Regarding the conclusion. I’m not sure about the 3rd case in the consequences:

Furthermore, in such a scenario, some parts of the outer alignment problem may not need to be solved either …

Looks like we should solve the whole outer alignment in that case because what if a base optimizer nevertheless finds a way to mesa-optimization because it might have ability and we didn’t make it not to do so. Hence again we might face the inner alignment problem or even deception. It seems there is a small risk of it. Or we need more clarification, what does “preventing mesa-optimizers from arising″ mean. Does it mean that it might happen occasionally but disabled, i.e. possibility of it still holds? I’m saying it because it is widely known how unstable and buggy our software currently is. There is even ‘a law’ for this, Murphy’s law, that says that what can be broken will be broken.

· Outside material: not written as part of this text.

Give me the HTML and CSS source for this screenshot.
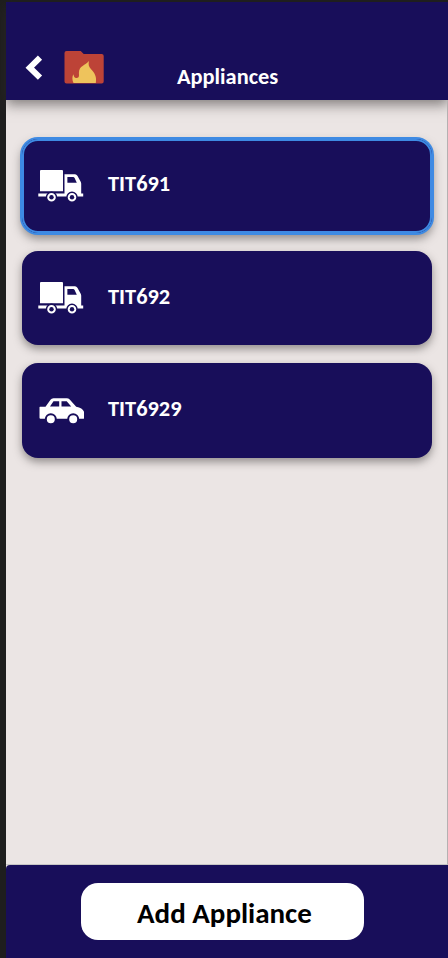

It seems that the paper misses concrete examples of how mesa-optimization might occur in an optimizer that was not designed for mesa-optimization, i.e. unintended optimization. Here is an example derived from “The alignment problem from a deep learning perspective” by Richard Ngo. Suppose we can have one large optimizer that actively interacts with the world, some giant model constantly updating its weights and running in a large gpu farm. It will interact with the world by emitting actions on a given state, and the policy (mapping from states to actions) will be learned via self supervised learning (it is told or shown what next action should be given that input). So where is mesa-optimization here? How exactly does it map states to action? Is it like a transformer which is fine tuned for tasks? So this fine tuning will be like a mesa optimizer, i.e. it has this giant base optimizer that seems to be aligned with human values but when it does fine tuning for a specific task (say composing python programs) it creates a mesa-optimizer.